Следует ожидать, что когда-нибудь в будущем политические и культурные деятели новых государств Африки или Океании, т. е. потомки тех, кого мы все еще называем примитивными народами, будут сильно протестовать против антропологических экспедиций и других разновидностей полевой работы. Они справедливо укажут на то, что их народы слишком долго были объектами исследований, результаты которых вызывали разочарование. В самом деле, как мы хорошо знаем, основной интерес западных ученых состоял в исследовании материальной культуры и анализе структуры семьи, социальной организации, племенных законов и т. д. Это проблемы, можно сказать, важные и даже насущные с точки зрения западных ученых, но имеют второстепенное значение для понимания содержания данной конкретной культуры, адекватно тому, как ее воспринимают носители и создатели этой культуры. Углубленные, разносторонние и проникнутые симпатией к изучаемым народам исследования, такие как труды Марселя Гриоля, Эванс-Притчарда, Виктора Тернера, Ад. Э.Йенсена или Р.Дж. Лейнхарда и некоторых других культурных антропологов, составляют, скорее, исключение. Руководители новых африканских государств могут решить привлечь западных ученых скорее для исследования и интерпретации их великих духовных творений — религиозных систем, мифологии и фольклора, пластического искусства, скульптуры и танца, нежели для изучения относительно частных и незначительных аспектов их социальной системы или технологии. Они также потребуют, чтобы о них судили по этим творениям, а не на основании структуры их семей, социальной организации или предрассудков, Точно так же, могут добавить они, к французской культуре надо подходить и судить о ней по ее шедеврам — собору в Шартре, произведениям Расина, трудам Паскаля и другим творениям ума, а не на основании, например, сравнительного изучения сельской и городской экономики, или флуктуации уровня рождаемости, или подъема антиклерикализма в XIX веке, или роста бульварной прессы, или многих других проблем того же порядка. Последние, бесспорно, являются частью французской социальной и культурной истории, но они не представляют и не иллюстрируют французского гения.[8]

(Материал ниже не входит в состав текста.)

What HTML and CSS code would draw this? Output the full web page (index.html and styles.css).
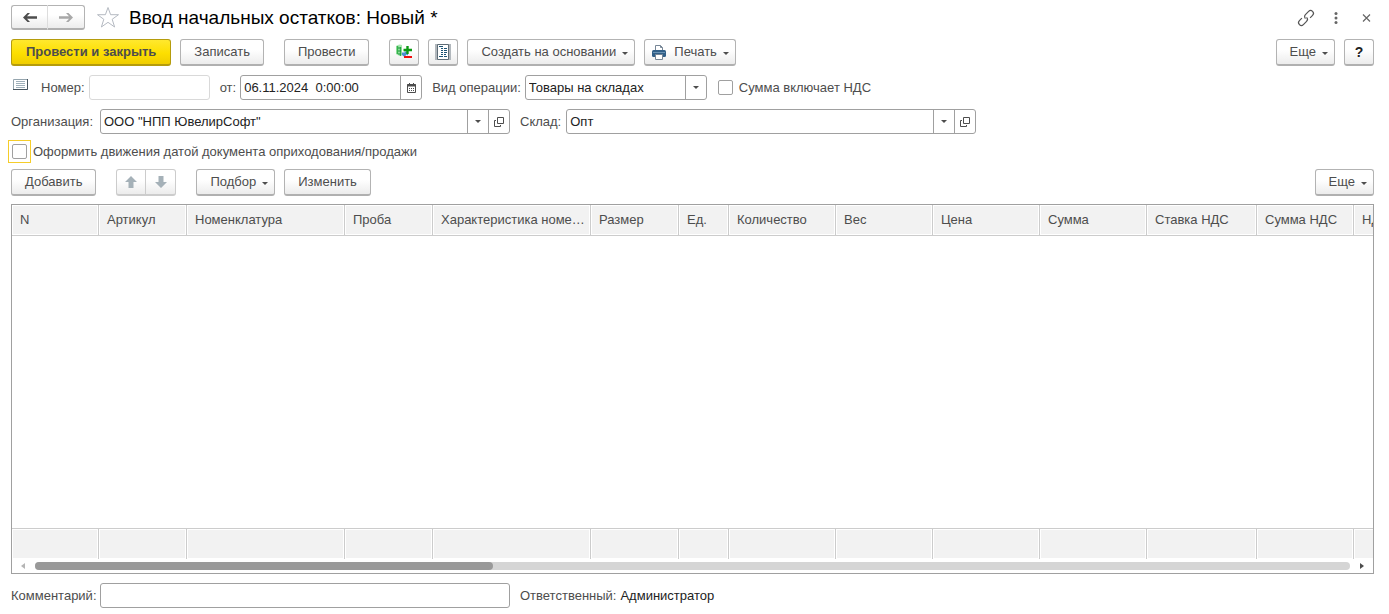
FILE: index.html
```html
<!DOCTYPE html>
<html lang="ru">
<head>
<meta charset="utf-8">
<meta name="viewport" content="width=device-width, initial-scale=1">
<title>Ввод начальных остатков: Новый *</title>
<link rel="stylesheet" href="styles.css">
</head>
<body>
<header class="titlebar">
  <div class="pair nav">
    <button class="btn" type="button" aria-label="Назад"><svg width="14" height="11" viewBox="0 0 14 11"><path d="M4.500 1 0 5.500 4.500 10H7L4 6.700h10V4.300H4L7 1z" fill="#4d4d4d"/></svg></button>
    <button class="btn" type="button" aria-label="Вперед"><svg width="14" height="11" viewBox="0 0 14 11"><path d="M9.500 1 14 5.500 9.500 10H7l3-3.300H0V4.300h10L7 1z" fill="#a8a8a8"/></svg></button>
  </div>
  <button class="icon-btn star" type="button" aria-label="В избранное"><svg width="24" height="23" viewBox="0 0 24 23"><path d="M12 1.500 14.600 8.700H22.500L16.200 13.300 18.600 21 12 16.300 5.400 21 7.800 13.300 1.500 8.700H9.400Z" fill="#fff" stroke="#b5bac2"/></svg></button>
  <h1 class="title">Ввод начальных остатков: Новый *</h1>
  <div class="window-tools">
    <button class="icon-btn" type="button" aria-label="Ссылка"><svg width="16" height="16" viewBox="0 0 16 16" fill="none" stroke="#555" stroke-width="1.200"><g transform="rotate(-45 8 8)"><path d="M5 5.200H1.500a2.800 2.800 0 0 0 0 5.600h4.500a2.800 2.800 0 0 0 2.800-2.800M11 10.800h3.500a2.800 2.800 0 0 0 0-5.600H10a2.800 2.800 0 0 0-2.800 2.800"/></g></svg></button>
    <button class="icon-btn" type="button" aria-label="Меню"><svg width="16" height="16" viewBox="0 0 16 16" fill="#666"><circle cx="8" cy="3.500" r="1.500"/><circle cx="8" cy="8" r="1.500"/><circle cx="8" cy="12.500" r="1.500"/></svg></button>
    <button class="icon-btn" type="button" aria-label="Закрыть"><svg width="16" height="16" viewBox="0 0 16 16" stroke="#666" stroke-width="1.200"><path d="M5 4.500l7 7M12 4.500l-7 7"/></svg></button>
  </div>
</header>

<div class="toolbar commands">
  <button class="btn primary" type="button">Провести и закрыть</button>
  <button class="btn" type="button">Записать</button>
  <button class="btn spaced" type="button">Провести</button>
  <button class="btn square spaced" type="button" aria-label="Движения документа"><svg width="16" height="16" viewBox="0 0 16 16"><path d="M0 2Q3-.5 6 1v10Q3 13 0 10z" fill="#a9e8b1"/><path d="M1.500 2v8M4.500 3v9" stroke="#35b34b" stroke-width="1.500"/><path d="M2 4h3M2 7h3M2 10h3" stroke="#16953a"/><path d="M6 11V8.500h3l-1-1h4v4l-1.500-1L8.500 13z" fill="#4a90cf"/><path d="M11.500 2v8M7.500 6H16" stroke="#0a9a12" stroke-width="2.400"/><path d="M8 13h8" stroke="#f00d0d" stroke-width="2"/></svg></button>
  <button class="btn square" type="button" aria-label="Отчет"><svg width="16" height="16" viewBox="0 0 16 16"><path d="M0 0h16v16H0z" fill="#b2b8bd"/><path d="M2.500.500h11v15h-11z" fill="#fff" stroke="#5f6d77"/><path d="M4 2.500h4M6 4.500h2M9 4.500h3M6 6.500h2M9 6.500h3M6 8.500h2M9 8.500h3M6 10.500h2M9 10.500h2M4 12.500h4M9 12.500h3" stroke="#1c5375"/></svg></button>
  <button class="btn menu" type="button">Создать на основании<span class="caret"></span></button>
  <button class="btn menu print" type="button"><svg width="14" height="15" viewBox="0 0 14 15"><path d="M3.500 6V.500h5l2 2V6" fill="#fff" stroke="#768696"/><path d="M8.500.500v2h2" fill="none" stroke="#768696"/><rect y="5" width="14" height="7" rx="1.500" fill="#315f88"/><path d="M1 7.500h12" stroke="#6b94b5"/><path d="M3.500 9.500h7v5h-7z" fill="#fff" stroke="#768696"/></svg>Печать<span class="caret"></span></button>
  <button class="btn menu push" type="button">Еще<span class="caret"></span></button>
  <button class="btn square help" type="button" aria-label="Справка">?</button>
</div>

<main class="form">
  <div class="row">
    <svg class="doc-icon" width="15" height="11" viewBox="0 0 15 11"><path d="M.5.500h14v10H.5z" fill="#fff" stroke="#95a5ae"/><path d="M14.500 0v10.500H0" fill="none" stroke="#47555f"/><path d="M3 2.500h9M3 4.500h9M3 6.500h9M3 8.500h9" stroke="#9fb0ba"/></svg>
    <label for="number">Номер:</label>
    <div class="field number"><input id="number" type="text"></div>
    <label for="date">от:</label>
    <div class="field medium"><input id="date" type="text" value="06.11.2024  0:00:00"><button type="button" aria-label="Выбрать дату"><svg width="9" height="10" viewBox="0 0 9 10"><path d="M.5 1.500h8v8h-8z" fill="#fff" stroke="#4d4d4d"/><path d="M0 2.500h9" stroke="#4d4d4d" stroke-width="2"/><path d="M2.500 0v2M6.500 0v2" stroke="#4d4d4d"/><path d="M2 5.500h1m1 0h1m1 0h1M2 7.500h1m1 0h1m1 0h1" stroke="#4d4d4d"/></svg></button></div>
    <label for="operation">Вид операции:</label>
    <div class="field medium choice"><select id="operation"><option>Товары на складах</option></select><span class="choice-arrow"><span class="caret"></span></span></div>
    <label class="check"><input type="checkbox">Сумма включает НДС</label>
  </div>
  <div class="row">
    <label class="lead" for="org">Организация:</label>
    <div class="field wide"><input id="org" type="text" value='ООО "НПП ЮвелирСофт"'><button type="button" aria-label="Выбрать организацию"><span class="caret"></span></button><button type="button" aria-label="Открыть организацию"><svg width="10" height="10" viewBox="0 0 10 10" fill="none" stroke="#4d4d4d"><path d="M3.500.500h6v6h-6zM2 3.500H.5v6h6V8"/></svg></button></div>
    <label for="store">Склад:</label>
    <div class="field wide"><input id="store" type="text" value="Опт"><button type="button" aria-label="Выбрать склад"><span class="caret"></span></button><button type="button" aria-label="Открыть склад"><svg width="10" height="10" viewBox="0 0 10 10" fill="none" stroke="#4d4d4d"><path d="M3.500.500h6v6h-6zM2 3.500H.5v6h6V8"/></svg></button></div>
  </div>
  <div class="option">
    <span class="focus"><input id="by-date" type="checkbox"></span>
    <label for="by-date">Оформить движения датой документа оприходования/продажи</label>
  </div>

  <div class="toolbar">
    <button class="btn" type="button">Добавить</button>
    <div class="pair move spaced">
      <button class="btn" type="button" aria-label="Вверх"><svg width="12" height="12" viewBox="0 0 12 12"><path d="M6 0l6 6H8.500v6h-5V6H0z" fill="#a5b1b8"/></svg></button>
      <button class="btn" type="button" aria-label="Вниз"><svg width="12" height="12" viewBox="0 0 12 12"><path d="M6 12l6-6H8.500V0h-5v6H0z" fill="#a5b1b8"/></svg></button>
    </div>
    <button class="btn menu spaced" type="button">Подбор<span class="caret"></span></button>
    <button class="btn" type="button">Изменить</button>
    <button class="btn menu push" type="button">Еще<span class="caret"></span></button>
  </div>

  <div class="grid-box">
    <div class="grid-view">
      <table class="goods">
        <colgroup><col class="c-n"><col class="c-m"><col class="c-l"><col class="c-m"><col class="c-l"><col class="c-m"><col class="c-unit"><col class="c-sum"><col class="c-price"><col class="c-sum"><col class="c-sum"><col class="c-rate"><col class="c-price"><col class="c-last"></colgroup>
        <thead><tr><th>N</th><th>Артикул</th><th>Номенклатура</th><th>Проба</th><th>Характеристика номенклатуры</th><th>Размер</th><th>Ед.</th><th>Количество</th><th>Вес</th><th>Цена</th><th>Сумма</th><th>Ставка НДС</th><th>Сумма НДС</th><th>НДС</th></tr></thead>
        <tbody><tr><td colspan="14"></td></tr></tbody>
        <tfoot><tr><td></td><td></td><td></td><td></td><td></td><td></td><td></td><td></td><td></td><td></td><td></td><td></td><td></td><td></td></tr></tfoot>
      </table>
    </div>
    <div class="scroll">
      <svg width="4" height="6" viewBox="0 0 4 6"><path d="M4 0v6L0 3z" fill="#b5b5b5"/></svg>
      <div class="track"><div class="thumb"></div></div>
      <svg width="4" height="6" viewBox="0 0 4 6"><path d="M0 0v6l4-3z" fill="#4d4d4d"/></svg>
    </div>
  </div>
</main>

<footer class="row">
  <label class="lead" for="comment">Комментарий:</label>
  <div class="field wide"><input id="comment" type="text"></div>
  <span>Ответственный:</span>
  <span class="person">Администратор</span>
</footer>
</body>
</html>
```
FILE: styles.css
```css
* { box-sizing: border-box; }

body {
  margin: 0;
  height: 100vh;
  min-height: 420px;
  padding: 5px 15px 6px 11px;
  display: flex;
  flex-direction: column;
  background: #fff;
  color: #4d4d4d;
  font: 13px/16px "Liberation Sans", Arial, sans-serif;
}

button, input, select { font: inherit; color: inherit; margin: 0; }
svg { display: block; flex: none; }

.titlebar { display: flex; align-items: center; height: 25px; }
.title { margin: 0 0 0 9px; font-size: 19px; line-height: 24px; font-weight: 400; color: #000; }
.window-tools { margin-left: auto; display: flex; gap: 14px; }
.icon-btn { border: 0; padding: 0; background: none; }
.icon-btn svg { overflow: visible; }
.star { margin-left: 11px; }

.btn {
  height: 27px;
  padding: 0 13px;
  display: flex;
  align-items: center;
  justify-content: center;
  border: 1px solid #b3b3b3;
  border-bottom: 2px solid #b0b0b0;
  border-radius: 3px;
  background: linear-gradient(#fff 40%, #ececec);
  white-space: nowrap;
}
.primary {
  padding: 0 14px;
  border-color: #b59c0c;
  background: linear-gradient(#ffe82e, #fddf00 55%, #f0cd00);
  font-weight: 700;
}
.square { width: 30px; padding: 0; }
.help { font-size: 14px; font-weight: 700; color: #222; }
.menu { padding-right: 6px; }
.print { padding-left: 7px; }
.print svg { margin-right: 8px; }

.caret {
  width: 0;
  border: 3px solid transparent;
  border-top-color: #4d4d4d;
  border-bottom: 0;
}
.menu .caret { margin: 2px 0 0 6px; }

.pair { display: flex; }
.pair .btn { padding: 0; border-radius: 3px 0 0 3px; }
.pair .btn + .btn { border-left: 0; border-radius: 0 3px 3px 0; }
.nav .btn { width: 37px; height: 25px; }
.nav .btn:first-child { border-right-color: #ddd; }
.move .btn { width: 30px; border-color: #ccc; }

.toolbar { display: flex; gap: 9px; }
.toolbar .spaced { margin-left: 11px; }
.toolbar .push { margin-left: auto; }
.commands { margin-top: 9px; }
.form .toolbar { margin-top: 6px; }

.form { flex: 1; min-height: 0; display: flex; flex-direction: column; padding-top: 9px; }
.row { display: flex; align-items: center; gap: 10px; white-space: nowrap; }
.form .row + .row { margin-top: 9px; }
.doc-icon { margin: 0 3px 6px 2px; }

.field {
  display: flex;
  height: 25px;
  border: 1px solid #a0a0a0;
  border-radius: 3px;
  background: #fff;
  color: #222;
  overflow: hidden;
}
.field input, .field select {
  flex: 1;
  min-width: 0;
  border: 0;
  padding: 0 3px;
  background: none;
  outline: 0;
  white-space: pre;
  appearance: none;
}
.field button, .choice-arrow {
  width: 21px;
  display: flex;
  align-items: center;
  justify-content: center;
  padding: 0;
  border: 0;
  border-left: 1px solid #a0a0a0;
  background: none;
}
.number { width: 121px; border-color: #d9d9d9; }
.row label + .number, .row label + .medium { margin-left: -6px; }
.medium { width: 182px; }
.wide { width: 410px; }
.row label + .wide { margin-left: -5px; }
.row .lead { width: 84px; }
.choice { display: grid; }
.choice > * { grid-area: 1 / 1; }
.choice-arrow { justify-self: end; pointer-events: none; }
.person { color: #222; margin-left: -6px; }

input[type="checkbox"] {
  appearance: none;
  width: 15px;
  height: 15px;
  border: 1px solid #a0a0a0;
  border-radius: 2px;
  background: #fff;
}
.check { display: flex; align-items: center; gap: 6px; margin-left: 1px; }
.option { display: flex; align-items: center; gap: 2px; margin: 6px 0 0 -3px; }
.focus { display: flex; padding: 3px; border: 1px solid #f5cd2a; }

.grid-box {
  flex: 1;
  min-height: 0;
  margin-top: 8px;
  display: grid;
  grid-template: minmax(0, 1fr) 14px / minmax(0, 1fr);
  border: 1px solid #a0a0a0;
}
.grid-view { overflow: hidden; }
.goods { width: 1442px; height: 100%; table-layout: fixed; border-collapse: separate; border-spacing: 0; }
.goods th, .goods td { padding: 0; }
.goods th {
  height: 31px;
  padding: 0 4px 0 8px;
  font-weight: 400;
  text-align: left;
  white-space: nowrap;
  overflow: hidden;
  text-overflow: ellipsis;
}
.goods th, .goods tfoot td {
  border-right: 1px solid #ccc;
  background: #f2f2f2;
  box-shadow: inset 0 0 0 1px #fff;
}
.goods th { border-bottom: 1px solid #ccc; }
.goods tfoot td { height: 31px; border-top: 1px solid #ccc; }
.c-n { width: 87px; }
.c-m { width: 88px; }
.c-l { width: 158px; }
.c-unit { width: 50px; }
.c-sum { width: 107px; }
.c-price { width: 97px; }
.c-rate { width: 110px; }
.c-last { width: 100px; }

.scroll { display: flex; align-items: center; gap: 10px; padding: 0 9px; }
.track { flex: 1; height: 8px; border-radius: 4px; background: #d5d5d5; }
.thumb { width: 34.8%; height: 8px; border-radius: 4px; background: #999; }

footer.row { margin-top: 9px; }
```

Одно из самых последних недоразумений связано именно с признанием «нормальности» примитивных народов. Как только было признано, что примитивные народы — это не дикари или умственно отсталые, а нормальные и здоровые человеческие существа, ученые стали пытаться выяснить степень близости примитивных народов к их западным современникам. Конечно, для некоторых психологов нет разницы между примитивными народами и западными людьми XX века, этот трюизм не помогает нам понять эти народы, поскольку мы все еще судим и об индивидах, и о целых народах не по их психологической нормальности, а по их креативности. Другие ученые стремились показать, что архаический ум не находится в застое, что одни примитивные народы сделали важные открытия (например, Мердок утверждает, что земледелие было вновь открыто африканцами), что у других есть определенное чувство истории (например, их устные традиции сохраняют отголоски важных исторических событий) или даже — что некоторые австралийские племена предвосхитили некоторые новейшие математические теории, и т. д.

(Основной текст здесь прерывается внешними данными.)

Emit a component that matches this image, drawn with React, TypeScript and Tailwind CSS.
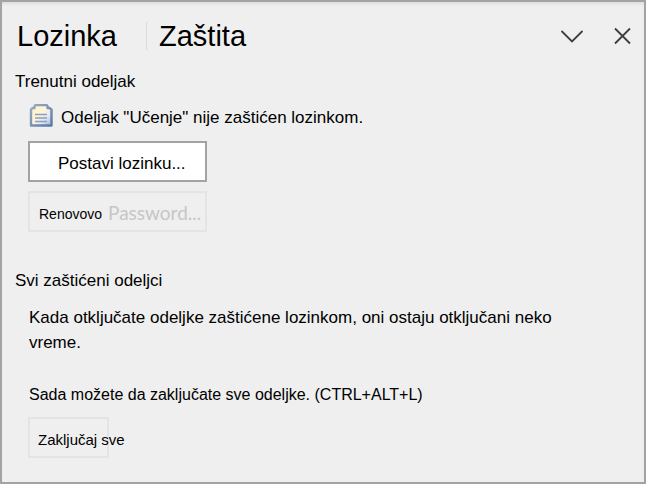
function SectionIcon() {
  return (
    <svg width="24" height="24" viewBox="0 0 24 24" aria-hidden="true" className="shrink-0">
      <defs>
        <linearGradient id="page" x1="0" y1="0" x2="1" y2="1">
          <stop offset="0" stopColor="#fdf0bd" />
          <stop offset="0.45" stopColor="#fdf6dc" />
          <stop offset="0.7" stopColor="#dfe7f3" />
          <stop offset="1" stopColor="#9db4d8" />
        </linearGradient>
        <linearGradient id="edge" x1="0" y1="0" x2="1" y2="1">
          <stop offset="0" stopColor="#9aacc2" />
          <stop offset="1" stopColor="#5a78a8" />
        </linearGradient>
      </defs>
      <path
        d="M2 21.500V5.500L3.500 4H5.500V2L6.500 1H17.500L18.500 2V4H20.500L22.500 5.500V21.500Z"
        fill="url(#page)"
        stroke="url(#edge)"
        strokeWidth="2.400"
        strokeLinejoin="round"
      />
      <path d="M6 10.500H18M6 14H18M6 17.500H18" stroke="#8d9fbd" strokeWidth="1.300" />
    </svg>
  );
}

export default function App() {
  return (
    <main className="min-h-screen border-2 border-[#a3a3a3] bg-[#efefef] font-['Liberation_Sans',Arial,sans-serif] text-[17px] leading-6 text-black shadow-[inset_0_3px_3px_-1px_#dddddd]">
      <header className="flex h-[52px] items-center justify-between border-b border-[#f1f1f1] pt-4 pr-3 pl-[15px]">
        <h1 className="flex items-center text-[29px] leading-8">
          <span className="w-[129px]">Lozinka</span>
          <span className="h-7 w-px bg-[#dddddd]" />
          <span className="pl-3">Zaštita</span>
        </h1>
        <div className="flex items-center gap-7">
          <button type="button" aria-label="Opcije okna" className="flex h-6 w-6 items-center justify-center">
            <svg width="24" height="24" viewBox="0 0 24 24" fill="none" stroke="#3d3d3d" strokeWidth="1.800">
              <path d="M1.500 7L12 17.500L22.500 7" />
            </svg>
          </button>
          <button type="button" aria-label="Zatvori" className="flex h-6 w-5 items-center justify-center">
            <svg width="20" height="24" viewBox="0 0 20 24" fill="none" stroke="#3d3d3d" strokeWidth="1.800">
              <path d="M3 4.500L18 19.500M18 4.500L3 19.500" />
            </svg>
          </button>
        </div>
      </header>

      <section className="px-[13px] pt-4">
        <h2>Trenutni odeljak</h2>
        <div className="pt-[10px] pl-[13px]">
          <p className="flex items-start gap-2 pl-px">
            <SectionIcon />
            <span className="pt-[2px]">Odeljak "Učenje" nije zaštićen lozinkom.</span>
          </p>
          <button
            type="button"
            className="mt-[11px] flex h-[41px] w-[179px] items-center border-2 border-[#a3a3a3] bg-white pt-[5px] pl-7 whitespace-nowrap"
          >
            Postavi lozinku...
          </button>
          <button
            type="button"
            disabled
            className="mt-[9px] flex h-[41px] w-[179px] items-center gap-[6px] border-2 border-[#e4e4e4] pl-[9px] text-sm whitespace-nowrap"
          >
            <span className="pt-[5px]">Renovovo</span>
            <span className="pt-[2px] font-[Lato,sans-serif] text-[19px] text-[#c6c6c6]">Password...</span>
          </button>
        </div>
      </section>

      <section className="px-[13px] pt-[37px]">
        <h2>Svi zaštićeni odeljci</h2>
        <div className="pt-3 pl-[13px]">
          <p className="max-w-[560px] pl-px leading-[25px]">
            Kada otključate odeljke zaštićene lozinkom, oni ostaju otključani neko vreme.
          </p>
          <p className="pt-7 pl-px text-base leading-6">Sada možete da zaključate sve odeljke. (CTRL+ALT+L)</p>
          <button
            type="button"
            className="mt-[10px] flex h-[41px] w-[81px] items-center border-2 border-[#e4e4e4] pt-[5px] pl-2 text-[15px] whitespace-nowrap"
          >
            Zaključaj sve
          </button>
        </div>
      </section>
    </main>
  );
}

Все это может быть верно, но для нашей цели это не существенно. Можно даже заподозрить подсознательное желание держать эти народы где-то позади нас, на стадии неолита и даже в средних веках, в протокапиталистической эпохе и т. д. Это похоже на попытки определить их место на линии истории, нашей истории. При таком подходе, несмотря на все щедрые утверждения о принципиальном равенстве между архаическим и современным западным человеком, конечный результат вряд ли обнадеживает представителей этих народов. Их технические открытия могли быть важны для неолита, там они и остановились, и их научный и изобретательский гений нельзя сравнить ни с греческим, ни с древнекитайским, не говоря уже о современном человеке.

вернуться

7

По преимуществу (фр.) (прим. перев.).

вернуться

8

Кроме того, мы должны также ожидать отрицательной реакции на традиционную академическую практику, в соответствии с которой исследователь, после более или менее длительного периода «полевой работы» в определенном ограниченном районе, публикует монографию о культуре или религии изучаемого народа в целом. Можно представить, как будут восприняты труды азиатского или африканского исследователя, если он, почти ничего не зная из истории христианства, будет изучать религиозную жизнь в деревне на юге Франции, а потом напишет монографию о религии Франции.